#### [Input]
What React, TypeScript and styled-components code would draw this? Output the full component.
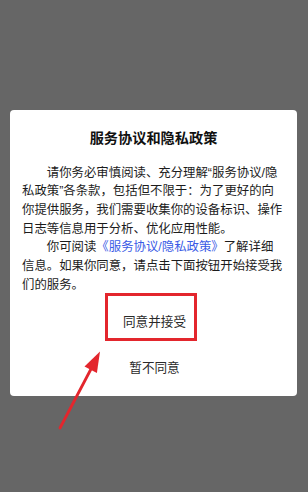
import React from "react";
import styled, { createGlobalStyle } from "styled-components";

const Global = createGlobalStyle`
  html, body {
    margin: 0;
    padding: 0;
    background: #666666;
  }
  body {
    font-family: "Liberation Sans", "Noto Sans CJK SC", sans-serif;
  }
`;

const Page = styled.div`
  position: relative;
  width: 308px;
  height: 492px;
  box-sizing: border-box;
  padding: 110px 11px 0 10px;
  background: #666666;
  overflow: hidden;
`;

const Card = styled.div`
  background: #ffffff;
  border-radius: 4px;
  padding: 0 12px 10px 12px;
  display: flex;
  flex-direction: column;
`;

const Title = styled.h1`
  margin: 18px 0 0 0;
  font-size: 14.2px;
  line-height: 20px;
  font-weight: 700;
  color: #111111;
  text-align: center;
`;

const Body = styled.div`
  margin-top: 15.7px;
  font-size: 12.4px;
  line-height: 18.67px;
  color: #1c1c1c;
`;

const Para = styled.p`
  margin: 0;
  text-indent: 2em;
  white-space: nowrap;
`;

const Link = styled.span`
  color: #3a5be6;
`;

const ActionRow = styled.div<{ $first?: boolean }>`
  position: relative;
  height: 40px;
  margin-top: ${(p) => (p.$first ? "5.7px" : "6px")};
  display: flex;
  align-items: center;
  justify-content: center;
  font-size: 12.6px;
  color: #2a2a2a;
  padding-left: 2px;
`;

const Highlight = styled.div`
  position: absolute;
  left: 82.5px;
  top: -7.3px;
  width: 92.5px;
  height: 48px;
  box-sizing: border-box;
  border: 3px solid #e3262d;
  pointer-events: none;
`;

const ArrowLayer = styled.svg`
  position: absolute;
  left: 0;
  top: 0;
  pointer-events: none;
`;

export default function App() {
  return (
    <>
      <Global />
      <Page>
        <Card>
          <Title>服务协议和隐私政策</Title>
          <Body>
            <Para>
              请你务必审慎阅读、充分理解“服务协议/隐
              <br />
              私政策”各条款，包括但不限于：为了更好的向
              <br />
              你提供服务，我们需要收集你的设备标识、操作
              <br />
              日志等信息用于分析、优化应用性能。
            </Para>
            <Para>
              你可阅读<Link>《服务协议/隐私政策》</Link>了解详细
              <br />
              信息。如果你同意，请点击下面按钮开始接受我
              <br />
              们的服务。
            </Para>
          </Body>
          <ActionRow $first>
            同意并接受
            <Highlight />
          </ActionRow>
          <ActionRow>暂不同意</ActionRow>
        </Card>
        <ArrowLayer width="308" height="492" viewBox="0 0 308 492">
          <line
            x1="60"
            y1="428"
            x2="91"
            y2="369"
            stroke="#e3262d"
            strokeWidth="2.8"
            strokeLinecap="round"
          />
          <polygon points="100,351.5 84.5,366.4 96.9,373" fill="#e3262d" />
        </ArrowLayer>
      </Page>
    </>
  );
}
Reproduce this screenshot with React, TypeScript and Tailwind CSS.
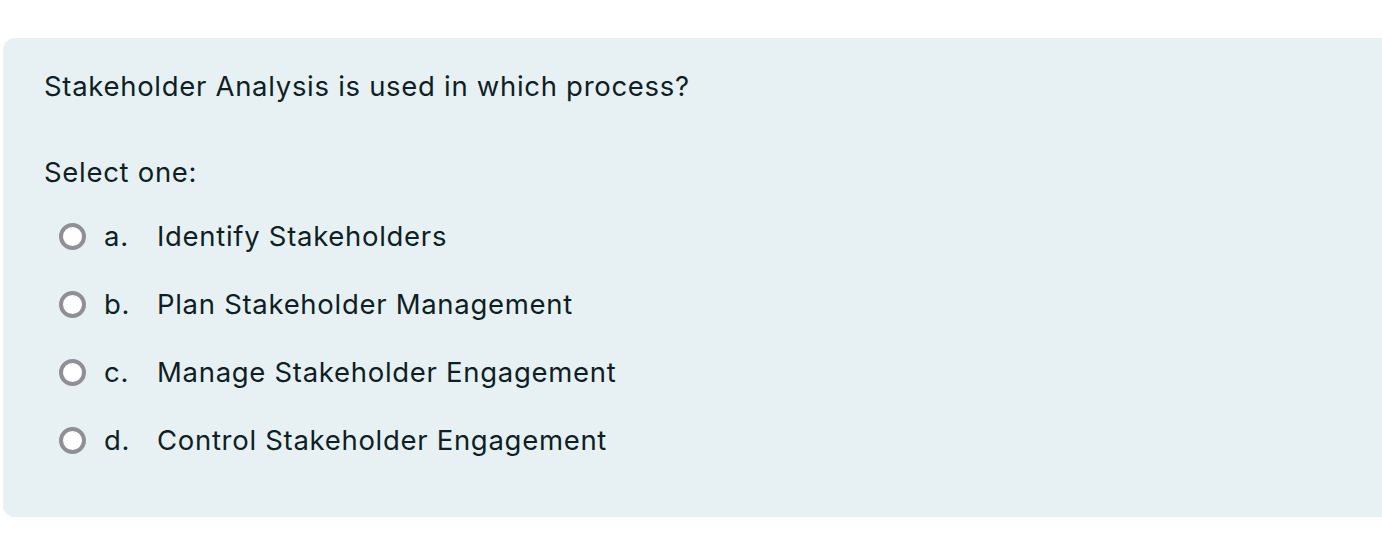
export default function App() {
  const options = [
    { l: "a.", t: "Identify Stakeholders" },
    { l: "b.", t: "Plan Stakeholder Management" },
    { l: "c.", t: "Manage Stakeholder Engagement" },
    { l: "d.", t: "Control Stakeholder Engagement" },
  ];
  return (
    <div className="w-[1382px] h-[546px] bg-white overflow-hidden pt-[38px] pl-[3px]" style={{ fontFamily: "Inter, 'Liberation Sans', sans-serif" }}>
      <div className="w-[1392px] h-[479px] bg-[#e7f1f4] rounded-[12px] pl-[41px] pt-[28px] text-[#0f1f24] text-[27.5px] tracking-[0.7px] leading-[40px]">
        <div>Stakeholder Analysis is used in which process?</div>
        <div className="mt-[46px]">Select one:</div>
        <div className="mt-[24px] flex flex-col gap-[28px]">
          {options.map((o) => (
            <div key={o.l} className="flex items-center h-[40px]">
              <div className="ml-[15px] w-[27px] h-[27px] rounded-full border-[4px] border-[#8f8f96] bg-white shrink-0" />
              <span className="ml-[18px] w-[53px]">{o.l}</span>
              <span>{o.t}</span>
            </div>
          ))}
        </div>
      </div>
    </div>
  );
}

#### [What is needed]
The data above should be repeated exactly, minus any pictures.

#### [Worked answer]
What React, TypeScript and styled-components code would draw this? Output the full component.
import React from "react";
import styled, { createGlobalStyle } from "styled-components";

const Global = createGlobalStyle`
  html, body {
    margin: 0;
    padding: 0;
    background: #666666;
  }
  body {
    font-family: "Liberation Sans", "Noto Sans CJK SC", sans-serif;
  }
`;

const Page = styled.div`
  position: relative;
  width: 308px;
  height: 492px;
  box-sizing: border-box;
  padding: 110px 11px 0 10px;
  background: #666666;
  overflow: hidden;
`;

const Card = styled.div`
  background: #ffffff;
  border-radius: 4px;
  padding: 0 12px 10px 12px;
  display: flex;
  flex-direction: column;
`;

const Title = styled.h1`
  margin: 18px 0 0 0;
  font-size: 14.2px;
  line-height: 20px;
  font-weight: 700;
  color: #111111;
  text-align: center;
`;

const Body = styled.div`
  margin-top: 15.7px;
  font-size: 12.4px;
  line-height: 18.67px;
  color: #1c1c1c;
`;

const Para = styled.p`
  margin: 0;
  text-indent: 2em;
  white-space: nowrap;
`;

const Link = styled.span`
  color: #3a5be6;
`;

const ActionRow = styled.div<{ $first?: boolean }>`
  position: relative;
  height: 40px;
  margin-top: ${(p) => (p.$first ? "5.7px" : "6px")};
  display: flex;
  align-items: center;
  justify-content: center;
  font-size: 12.6px;
  color: #2a2a2a;
  padding-left: 2px;
`;

const Highlight = styled.div`
  position: absolute;
  left: 82.5px;
  top: -7.3px;
  width: 92.5px;
  height: 48px;
  box-sizing: border-box;
  border: 3px solid #e3262d;
  pointer-events: none;
`;

const ArrowLayer = styled.svg`
  position: absolute;
  left: 0;
  top: 0;
  pointer-events: none;
`;

export default function App() {
  return (
    <>
      <Global />
      <Page>
        <Card>
          <Title>服务协议和隐私政策</Title>
          <Body>
            <Para>
              请你务必审慎阅读、充分理解“服务协议/隐
              <br />
              私政策”各条款，包括但不限于：为了更好的向
              <br />
              你提供服务，我们需要收集你的设备标识、操作
              <br />
              日志等信息用于分析、优化应用性能。
            </Para>
            <Para>
              你可阅读<Link>《服务协议/隐私政策》</Link>了解详细
              <br />
              信息。如果你同意，请点击下面按钮开始接受我
              <br />
              们的服务。
            </Para>
          </Body>
          <ActionRow $first>
            同意并接受
            <Highlight />
          </ActionRow>
          <ActionRow>暂不同意</ActionRow>
        </Card>
        <ArrowLayer width="308" height="492" viewBox="0 0 308 492">
          <line
            x1="60"
            y1="428"
            x2="91"
            y2="369"
            stroke="#e3262d"
            strokeWidth="2.8"
            strokeLinecap="round"
          />
          <polygon points="100,351.5 84.5,366.4 96.9,373" fill="#e3262d" />
        </ArrowLayer>
      </Page>
    </>
  );
}
Reproduce this screenshot with React, TypeScript and Tailwind CSS.
export default function App() {
  const options = [
    { l: "a.", t: "Identify Stakeholders" },
    { l: "b.", t: "Plan Stakeholder Management" },
    { l: "c.", t: "Manage Stakeholder Engagement" },
    { l: "d.", t: "Control Stakeholder Engagement" },
  ];
  return (
    <div className="w-[1382px] h-[546px] bg-white overflow-hidden pt-[38px] pl-[3px]" style={{ fontFamily: "Inter, 'Liberation Sans', sans-serif" }}>
      <div className="w-[1392px] h-[479px] bg-[#e7f1f4] rounded-[12px] pl-[41px] pt-[28px] text-[#0f1f24] text-[27.5px] tracking-[0.7px] leading-[40px]">
        <div>Stakeholder Analysis is used in which process?</div>
        <div className="mt-[46px]">Select one:</div>
        <div className="mt-[24px] flex flex-col gap-[28px]">
          {options.map((o) => (
            <div key={o.l} className="flex items-center h-[40px]">
              <div className="ml-[15px] w-[27px] h-[27px] rounded-full border-[4px] border-[#8f8f96] bg-white shrink-0" />
              <span className="ml-[18px] w-[53px]">{o.l}</span>
              <span>{o.t}</span>
            </div>
          ))}
        </div>
      </div>
    </div>
  );
}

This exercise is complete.